Raw data:
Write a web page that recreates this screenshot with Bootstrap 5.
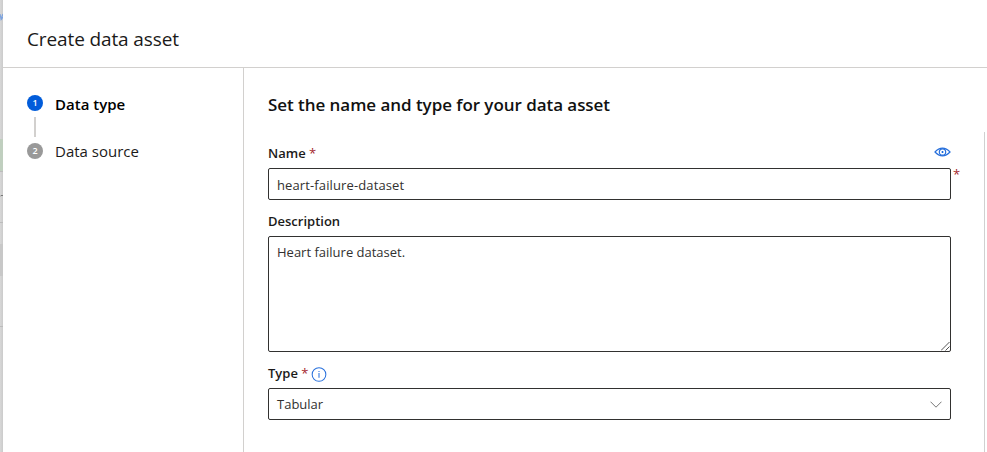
<!DOCTYPE html>
<html lang="en">
<head>
<meta charset="utf-8">
<meta name="viewport" content="width=device-width, initial-scale=1">
<title>Create data asset</title>
<link href="https://cdn.jsdelivr.net/npm/bootstrap@5.3.0/dist/css/bootstrap.min.css" rel="stylesheet">
<style>
body{font-family:"Segoe UI","Open Sans","Noto Sans",sans-serif;font-size:13px;line-height:20px;color:#1b1a19;background:#fff}
/* dimmed page behind the panel */
.backdrop-strip{width:3px;background:linear-gradient(90deg,#d8d8d8,#cbcbcb)}
.bg-link{height:9px;margin-top:13px;width:3px}
.bg-green{height:32px;margin-top:117px;background:#c0cfbf}
.bg-text{height:4px;margin-top:22px}
.bg-rule{height:1px;background:#bcbcbc}
.bg-row{height:32px;margin-top:21px;background:#c8c8c8}
.bg-gap{height:50px}
.panel-head{height:68px;padding:28px 24px 0;border-bottom:1px solid #d2d0ce}
.panel-title{font-size:19px;line-height:22px;letter-spacing:-.12px}
.steps{width:241px;padding:25px 24px;border-right:1px solid #d2d0ce}
.step-item{height:20px;font-size:15px;gap:12px}
.step-item.active{color:#000}
.step-text-current{font-weight:600;padding-top:2px}
.step-num{width:16px;height:16px;border-radius:50%;color:#fff;font-size:9px;line-height:16px;font-weight:600;text-align:center;background:#999}
.step-num.current{background:#015cda}
.step-line{width:2px;height:20px;margin:4px 0 4px 7px;background:#d2d0ce}
.main-title{font-size:17px;line-height:24px;font-weight:600;letter-spacing:-.05px;color:#111;margin:25px 0 15px 24px}
.form-area{border-right:1px solid #d0d0d0;margin-right:2px;padding:11px 0 0 24px}
.fields{width:683px}
.lbl{font-weight:600;height:20px;margin-bottom:5px}
.lbl-next{margin-top:11px}
.req{color:#a4262c;font-weight:400}
.box,.box:focus{font-size:13px;line-height:20px;color:#323130;border:1px solid #323130;border-radius:2px;padding:5px 8px;height:32px;background-color:#fff;box-shadow:none}
.box-line,.box-line:focus{padding:6px 8px 4px;letter-spacing:.12px}
.box-area,.box-area:focus{height:116px;resize:none}
.over-star{left:685px;top:-2px;line-height:16px}
.grip{right:1px;bottom:1px}
.info-icon{margin:4px 0 0 3px}
</style>
</head>
<body class="vh-100 overflow-hidden d-flex">
<div class="backdrop-strip flex-shrink-0 overflow-hidden">
  <svg class="bg-link d-block" viewBox="0 0 3 9"><path d="M0 1l1 5 2-5M1 7L3 4" fill="none" stroke="#7da3de" stroke-width="1.2"/></svg>
  <div class="bg-green"></div><div class="bg-rule"></div>
  <svg class="bg-text d-block" width="3" height="4" viewBox="0 0 3 4"><path d="M0 2.500L1 1.500H3" fill="none" stroke="#777"/></svg>
  <div class="bg-rule mt-4"></div>
  <div class="bg-row"></div><div class="bg-gap"></div><div class="bg-rule"></div>
</div>
<div class="flex-grow-1 d-flex flex-column">
  <header class="panel-head"><h1 class="panel-title fw-normal mb-0">Create data asset</h1></header>
  <div class="d-flex flex-grow-1">
    <nav class="steps flex-shrink-0">
      <div class="step-item active d-flex align-items-center"><span class="step-num current">1</span><span class="step-text-current">Data type</span></div>
      <div class="step-line"></div>
      <div class="step-item d-flex align-items-center"><span class="step-num">2</span><span>Data source</span></div>
    </nav>
    <main class="flex-grow-1 d-flex flex-column">
      <h2 class="main-title">Set the name and type for your data asset</h2>
      <form class="form-area flex-grow-1">
        <div class="fields">
          <div class="lbl d-flex justify-content-between">
            <label for="name">Name <span class="req">*</span></label>
            <svg width="17" height="18" viewBox="0 -2 17 18"><path d="M1 7q3.500-3.800 7.500-3.800T16 7q-3.500 3.800-7.500 3.800T1 7z" fill="none" stroke="#2870dc" stroke-width="1.200"/><circle cx="8.500" cy="7" r="3.200" fill="none" stroke="#2870dc" stroke-width="1.200"/><circle cx="8.500" cy="7" r="1" fill="#015cda"/></svg>
          </div>
          <div class="position-relative">
            <input id="name" class="form-control box box-line" value="heart-failure-dataset">
            <span class="req over-star position-absolute">*</span>
          </div>
          <label class="lbl lbl-next d-block" for="desc">Description</label>
          <div class="position-relative">
            <textarea id="desc" class="form-control box box-area">Heart failure dataset.</textarea>
            <svg class="grip position-absolute" width="9" height="9" viewBox="0 0 9 9"><path d="M0 8.500L8.500 0M4.500 8.500l4-4" stroke="#555" fill="none"/></svg>
          </div>
          <div class="lbl lbl-next d-flex">
            <label for="type">Type <span class="req">*</span></label>
            <svg class="info-icon" width="16" height="15" viewBox="0 0 16 16"><circle cx="8" cy="8" r="7.300" fill="none" stroke="#2870dc" stroke-width="1.100"/><path d="M8 6.500V11.500M8 4.200v1.200" stroke="#2870dc" stroke-width="1.100"/></svg>
          </div>
          <div id="type" class="box d-flex justify-content-between align-items-center" role="combobox" tabindex="0"><span>Tabular</span>
            <svg width="12" height="7" viewBox="0 0 12 7"><path d="M.5.7L6 6.200 11.500.7" fill="none" stroke="#777"/></svg>
          </div>
        </div>
      </form>
    </main>
  </div>
</div>
<script src="https://cdn.jsdelivr.net/npm/bootstrap@5.3.0/dist/js/bootstrap.bundle.min.js"></script>
</body>
</html>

What you need to do: All of the data above should be transcribed verbatim, with pictures omitted.

Solution to this task:
Write a web page that recreates this screenshot with Bootstrap 5.
<!DOCTYPE html>
<html lang="en">
<head>
<meta charset="utf-8">
<meta name="viewport" content="width=device-width, initial-scale=1">
<title>Create data asset</title>
<link href="https://cdn.jsdelivr.net/npm/bootstrap@5.3.0/dist/css/bootstrap.min.css" rel="stylesheet">
<style>
body{font-family:"Segoe UI","Open Sans","Noto Sans",sans-serif;font-size:13px;line-height:20px;color:#1b1a19;background:#fff}
/* dimmed page behind the panel */
.backdrop-strip{width:3px;background:linear-gradient(90deg,#d8d8d8,#cbcbcb)}
.bg-link{height:9px;margin-top:13px;width:3px}
.bg-green{height:32px;margin-top:117px;background:#c0cfbf}
.bg-text{height:4px;margin-top:22px}
.bg-rule{height:1px;background:#bcbcbc}
.bg-row{height:32px;margin-top:21px;background:#c8c8c8}
.bg-gap{height:50px}
.panel-head{height:68px;padding:28px 24px 0;border-bottom:1px solid #d2d0ce}
.panel-title{font-size:19px;line-height:22px;letter-spacing:-.12px}
.steps{width:241px;padding:25px 24px;border-right:1px solid #d2d0ce}
.step-item{height:20px;font-size:15px;gap:12px}
.step-item.active{color:#000}
.step-text-current{font-weight:600;padding-top:2px}
.step-num{width:16px;height:16px;border-radius:50%;color:#fff;font-size:9px;line-height:16px;font-weight:600;text-align:center;background:#999}
.step-num.current{background:#015cda}
.step-line{width:2px;height:20px;margin:4px 0 4px 7px;background:#d2d0ce}
.main-title{font-size:17px;line-height:24px;font-weight:600;letter-spacing:-.05px;color:#111;margin:25px 0 15px 24px}
.form-area{border-right:1px solid #d0d0d0;margin-right:2px;padding:11px 0 0 24px}
.fields{width:683px}
.lbl{font-weight:600;height:20px;margin-bottom:5px}
.lbl-next{margin-top:11px}
.req{color:#a4262c;font-weight:400}
.box,.box:focus{font-size:13px;line-height:20px;color:#323130;border:1px solid #323130;border-radius:2px;padding:5px 8px;height:32px;background-color:#fff;box-shadow:none}
.box-line,.box-line:focus{padding:6px 8px 4px;letter-spacing:.12px}
.box-area,.box-area:focus{height:116px;resize:none}
.over-star{left:685px;top:-2px;line-height:16px}
.grip{right:1px;bottom:1px}
.info-icon{margin:4px 0 0 3px}
</style>
</head>
<body class="vh-100 overflow-hidden d-flex">
<div class="backdrop-strip flex-shrink-0 overflow-hidden">
  <svg class="bg-link d-block" viewBox="0 0 3 9"><path d="M0 1l1 5 2-5M1 7L3 4" fill="none" stroke="#7da3de" stroke-width="1.2"/></svg>
  <div class="bg-green"></div><div class="bg-rule"></div>
  <svg class="bg-text d-block" width="3" height="4" viewBox="0 0 3 4"><path d="M0 2.500L1 1.500H3" fill="none" stroke="#777"/></svg>
  <div class="bg-rule mt-4"></div>
  <div class="bg-row"></div><div class="bg-gap"></div><div class="bg-rule"></div>
</div>
<div class="flex-grow-1 d-flex flex-column">
  <header class="panel-head"><h1 class="panel-title fw-normal mb-0">Create data asset</h1></header>
  <div class="d-flex flex-grow-1">
    <nav class="steps flex-shrink-0">
      <div class="step-item active d-flex align-items-center"><span class="step-num current">1</span><span class="step-text-current">Data type</span></div>
      <div class="step-line"></div>
      <div class="step-item d-flex align-items-center"><span class="step-num">2</span><span>Data source</span></div>
    </nav>
    <main class="flex-grow-1 d-flex flex-column">
      <h2 class="main-title">Set the name and type for your data asset</h2>
      <form class="form-area flex-grow-1">
        <div class="fields">
          <div class="lbl d-flex justify-content-between">
            <label for="name">Name <span class="req">*</span></label>
            <svg width="17" height="18" viewBox="0 -2 17 18"><path d="M1 7q3.500-3.800 7.500-3.800T16 7q-3.500 3.800-7.500 3.800T1 7z" fill="none" stroke="#2870dc" stroke-width="1.200"/><circle cx="8.500" cy="7" r="3.200" fill="none" stroke="#2870dc" stroke-width="1.200"/><circle cx="8.500" cy="7" r="1" fill="#015cda"/></svg>
          </div>
          <div class="position-relative">
            <input id="name" class="form-control box box-line" value="heart-failure-dataset">
            <span class="req over-star position-absolute">*</span>
          </div>
          <label class="lbl lbl-next d-block" for="desc">Description</label>
          <div class="position-relative">
            <textarea id="desc" class="form-control box box-area">Heart failure dataset.</textarea>
            <svg class="grip position-absolute" width="9" height="9" viewBox="0 0 9 9"><path d="M0 8.500L8.500 0M4.500 8.500l4-4" stroke="#555" fill="none"/></svg>
          </div>
          <div class="lbl lbl-next d-flex">
            <label for="type">Type <span class="req">*</span></label>
            <svg class="info-icon" width="16" height="15" viewBox="0 0 16 16"><circle cx="8" cy="8" r="7.300" fill="none" stroke="#2870dc" stroke-width="1.100"/><path d="M8 6.500V11.500M8 4.200v1.200" stroke="#2870dc" stroke-width="1.100"/></svg>
          </div>
          <div id="type" class="box d-flex justify-content-between align-items-center" role="combobox" tabindex="0"><span>Tabular</span>
            <svg width="12" height="7" viewBox="0 0 12 7"><path d="M.5.7L6 6.200 11.500.7" fill="none" stroke="#777"/></svg>
          </div>
        </div>
      </form>
    </main>
  </div>
</div>
<script src="https://cdn.jsdelivr.net/npm/bootstrap@5.3.0/dist/js/bootstrap.bundle.min.js"></script>
</body>
</html>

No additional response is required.